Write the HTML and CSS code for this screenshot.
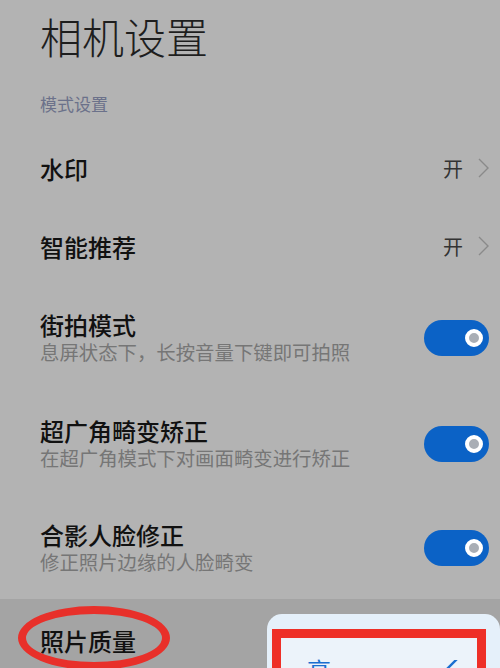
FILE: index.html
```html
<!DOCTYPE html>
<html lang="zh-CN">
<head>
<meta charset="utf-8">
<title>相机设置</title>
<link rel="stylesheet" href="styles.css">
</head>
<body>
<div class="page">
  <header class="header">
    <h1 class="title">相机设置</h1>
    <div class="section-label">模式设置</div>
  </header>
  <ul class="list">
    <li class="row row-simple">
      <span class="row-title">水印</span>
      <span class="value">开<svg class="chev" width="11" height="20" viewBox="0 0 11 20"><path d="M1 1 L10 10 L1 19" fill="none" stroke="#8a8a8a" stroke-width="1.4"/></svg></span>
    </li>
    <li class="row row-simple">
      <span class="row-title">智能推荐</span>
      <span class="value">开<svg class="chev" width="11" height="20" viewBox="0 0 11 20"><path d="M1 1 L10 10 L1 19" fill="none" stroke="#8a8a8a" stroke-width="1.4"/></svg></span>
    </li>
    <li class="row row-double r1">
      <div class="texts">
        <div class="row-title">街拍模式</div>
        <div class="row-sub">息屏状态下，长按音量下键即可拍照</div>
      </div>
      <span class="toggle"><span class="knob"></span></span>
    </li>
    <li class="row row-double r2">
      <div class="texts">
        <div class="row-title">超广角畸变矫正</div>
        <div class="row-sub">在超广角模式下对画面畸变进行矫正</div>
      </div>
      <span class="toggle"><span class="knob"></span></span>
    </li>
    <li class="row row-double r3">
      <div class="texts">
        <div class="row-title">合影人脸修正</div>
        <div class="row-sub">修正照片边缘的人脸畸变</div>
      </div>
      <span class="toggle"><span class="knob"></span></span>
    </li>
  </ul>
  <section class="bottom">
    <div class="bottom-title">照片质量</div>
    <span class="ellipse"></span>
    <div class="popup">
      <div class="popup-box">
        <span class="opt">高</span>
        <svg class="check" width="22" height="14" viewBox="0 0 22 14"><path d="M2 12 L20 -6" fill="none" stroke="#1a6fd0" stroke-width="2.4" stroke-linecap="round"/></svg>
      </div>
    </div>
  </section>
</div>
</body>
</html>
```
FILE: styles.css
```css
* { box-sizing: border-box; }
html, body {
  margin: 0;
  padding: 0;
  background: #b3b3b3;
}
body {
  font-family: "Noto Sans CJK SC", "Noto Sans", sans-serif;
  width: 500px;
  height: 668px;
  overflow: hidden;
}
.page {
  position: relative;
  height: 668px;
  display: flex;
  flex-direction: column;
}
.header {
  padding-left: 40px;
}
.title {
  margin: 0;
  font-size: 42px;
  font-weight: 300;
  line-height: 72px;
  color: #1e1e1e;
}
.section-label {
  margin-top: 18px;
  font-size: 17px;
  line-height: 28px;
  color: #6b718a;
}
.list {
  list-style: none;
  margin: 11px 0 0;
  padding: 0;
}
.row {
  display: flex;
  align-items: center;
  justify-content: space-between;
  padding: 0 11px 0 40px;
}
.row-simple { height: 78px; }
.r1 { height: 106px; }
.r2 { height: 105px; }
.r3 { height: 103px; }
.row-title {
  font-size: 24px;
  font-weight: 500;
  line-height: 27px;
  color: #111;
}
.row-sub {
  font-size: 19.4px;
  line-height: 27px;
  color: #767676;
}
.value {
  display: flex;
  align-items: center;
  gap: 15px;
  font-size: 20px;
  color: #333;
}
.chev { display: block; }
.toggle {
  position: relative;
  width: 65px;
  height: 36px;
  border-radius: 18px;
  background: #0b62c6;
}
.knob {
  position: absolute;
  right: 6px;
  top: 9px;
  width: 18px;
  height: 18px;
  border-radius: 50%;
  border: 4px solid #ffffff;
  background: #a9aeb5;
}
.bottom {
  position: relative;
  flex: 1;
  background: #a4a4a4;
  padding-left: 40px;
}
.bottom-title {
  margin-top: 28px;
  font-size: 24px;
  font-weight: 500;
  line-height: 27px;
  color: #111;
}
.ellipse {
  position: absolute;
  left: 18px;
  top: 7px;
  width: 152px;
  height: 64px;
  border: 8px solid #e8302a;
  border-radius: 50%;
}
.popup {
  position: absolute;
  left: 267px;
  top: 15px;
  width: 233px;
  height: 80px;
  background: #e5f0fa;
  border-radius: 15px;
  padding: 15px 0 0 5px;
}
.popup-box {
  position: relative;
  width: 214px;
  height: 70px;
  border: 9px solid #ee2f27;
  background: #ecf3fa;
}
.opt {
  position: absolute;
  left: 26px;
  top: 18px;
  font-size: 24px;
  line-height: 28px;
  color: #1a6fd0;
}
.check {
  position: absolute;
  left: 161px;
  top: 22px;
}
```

--

» **EXERCISE OBJECTIVE**: Extract the full listing exactly, with the pictures left out.

» **EXERCISE SOLUTION**:
Write the HTML and CSS code for this screenshot.
FILE: index.html
```html
<!DOCTYPE html>
<html lang="zh-CN">
<head>
<meta charset="utf-8">
<title>相机设置</title>
<link rel="stylesheet" href="styles.css">
</head>
<body>
<div class="page">
  <header class="header">
    <h1 class="title">相机设置</h1>
    <div class="section-label">模式设置</div>
  </header>
  <ul class="list">
    <li class="row row-simple">
      <span class="row-title">水印</span>
      <span class="value">开<svg class="chev" width="11" height="20" viewBox="0 0 11 20"><path d="M1 1 L10 10 L1 19" fill="none" stroke="#8a8a8a" stroke-width="1.4"/></svg></span>
    </li>
    <li class="row row-simple">
      <span class="row-title">智能推荐</span>
      <span class="value">开<svg class="chev" width="11" height="20" viewBox="0 0 11 20"><path d="M1 1 L10 10 L1 19" fill="none" stroke="#8a8a8a" stroke-width="1.4"/></svg></span>
    </li>
    <li class="row row-double r1">
      <div class="texts">
        <div class="row-title">街拍模式</div>
        <div class="row-sub">息屏状态下，长按音量下键即可拍照</div>
      </div>
      <span class="toggle"><span class="knob"></span></span>
    </li>
    <li class="row row-double r2">
      <div class="texts">
        <div class="row-title">超广角畸变矫正</div>
        <div class="row-sub">在超广角模式下对画面畸变进行矫正</div>
      </div>
      <span class="toggle"><span class="knob"></span></span>
    </li>
    <li class="row row-double r3">
      <div class="texts">
        <div class="row-title">合影人脸修正</div>
        <div class="row-sub">修正照片边缘的人脸畸变</div>
      </div>
      <span class="toggle"><span class="knob"></span></span>
    </li>
  </ul>
  <section class="bottom">
    <div class="bottom-title">照片质量</div>
    <span class="ellipse"></span>
    <div class="popup">
      <div class="popup-box">
        <span class="opt">高</span>
        <svg class="check" width="22" height="14" viewBox="0 0 22 14"><path d="M2 12 L20 -6" fill="none" stroke="#1a6fd0" stroke-width="2.4" stroke-linecap="round"/></svg>
      </div>
    </div>
  </section>
</div>
</body>
</html>
```
FILE: styles.css
```css
* { box-sizing: border-box; }
html, body {
  margin: 0;
  padding: 0;
  background: #b3b3b3;
}
body {
  font-family: "Noto Sans CJK SC", "Noto Sans", sans-serif;
  width: 500px;
  height: 668px;
  overflow: hidden;
}
.page {
  position: relative;
  height: 668px;
  display: flex;
  flex-direction: column;
}
.header {
  padding-left: 40px;
}
.title {
  margin: 0;
  font-size: 42px;
  font-weight: 300;
  line-height: 72px;
  color: #1e1e1e;
}
.section-label {
  margin-top: 18px;
  font-size: 17px;
  line-height: 28px;
  color: #6b718a;
}
.list {
  list-style: none;
  margin: 11px 0 0;
  padding: 0;
}
.row {
  display: flex;
  align-items: center;
  justify-content: space-between;
  padding: 0 11px 0 40px;
}
.row-simple { height: 78px; }
.r1 { height: 106px; }
.r2 { height: 105px; }
.r3 { height: 103px; }
.row-title {
  font-size: 24px;
  font-weight: 500;
  line-height: 27px;
  color: #111;
}
.row-sub {
  font-size: 19.4px;
  line-height: 27px;
  color: #767676;
}
.value {
  display: flex;
  align-items: center;
  gap: 15px;
  font-size: 20px;
  color: #333;
}
.chev { display: block; }
.toggle {
  position: relative;
  width: 65px;
  height: 36px;
  border-radius: 18px;
  background: #0b62c6;
}
.knob {
  position: absolute;
  right: 6px;
  top: 9px;
  width: 18px;
  height: 18px;
  border-radius: 50%;
  border: 4px solid #ffffff;
  background: #a9aeb5;
}
.bottom {
  position: relative;
  flex: 1;
  background: #a4a4a4;
  padding-left: 40px;
}
.bottom-title {
  margin-top: 28px;
  font-size: 24px;
  font-weight: 500;
  line-height: 27px;
  color: #111;
}
.ellipse {
  position: absolute;
  left: 18px;
  top: 7px;
  width: 152px;
  height: 64px;
  border: 8px solid #e8302a;
  border-radius: 50%;
}
.popup {
  position: absolute;
  left: 267px;
  top: 15px;
  width: 233px;
  height: 80px;
  background: #e5f0fa;
  border-radius: 15px;
  padding: 15px 0 0 5px;
}
.popup-box {
  position: relative;
  width: 214px;
  height: 70px;
  border: 9px solid #ee2f27;
  background: #ecf3fa;
}
.opt {
  position: absolute;
  left: 26px;
  top: 18px;
  font-size: 24px;
  line-height: 28px;
  color: #1a6fd0;
}
.check {
  position: absolute;
  left: 161px;
  top: 22px;
}
```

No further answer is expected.